1.We began in Beijing, continuing on to Ulanbaatar, then cutting across the continent from Irkutsk to Moscow, and finally to St. Petersburg. Strictly speaking, the TSB Railway runs from Moscow to Vladivostock. The Trans-Mongolian Railway runs from China to Mongolia and connects to the TSB Railway. The rail from Moscow to St. Petersburg is an extension.

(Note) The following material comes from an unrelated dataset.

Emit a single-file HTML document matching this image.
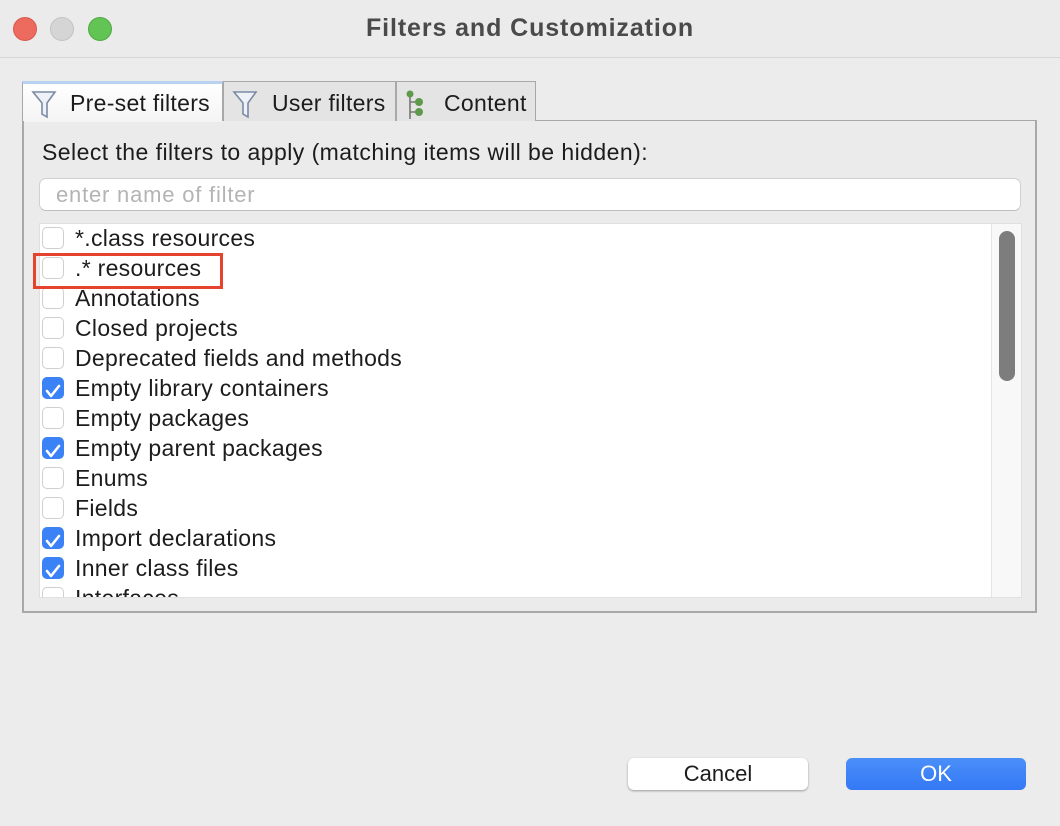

But for convenient nomenclature, travelers often refer to these rail-branches as part of the TSB Railway.
2.Our train timings were as follows: Beijing on 20 June 11.22AM to Ulanbaatar on 21 June 2.35PM; Ulanbaatar on 25 June 8.40PM to Irkutsk on 27 June 7.20AM; Irkutsk on 2 July 3.29PM to Krasnoyarsk on 3 July 9.58AM; Krasnoyarsk on 3 July 8.24PM to Yekaterinburg on 5 July 5.19AM; Yekaterinburg on 6 July 6.18PM to Kazan on 7 July 5.34AM; Kazan on 9 July 6.11PM to Moscow on 10 July 6.37AM; Moscow on 13 July 10.50PM to St. Petersburg on 14 July 6.47AM; St. Petersburg on 17 July 10.50PM to Moscow on 18 July 6.45AM.
3.These nine locales are Beijing, Ulanbaatar, Irkutsk, Olkhon, Krasnoyarsk, Yekaterinburg, Kazan, Moscow, and St Petersburg. Olkhon is not actually a stop along the TSB Railway; it is an island in Lake Baikal that takes five to seven hours by bus from the Irkutsk station and then another ten minute ferry to reach.
4.Beijing, Ualanbaatar, Irkutsk, and Olkhon are GMT+8; Krasnoyarsk is GMT+7; Yekaterinburg is GMT+5; and Kazan, Moscow, and St Petersburg are GMT+3.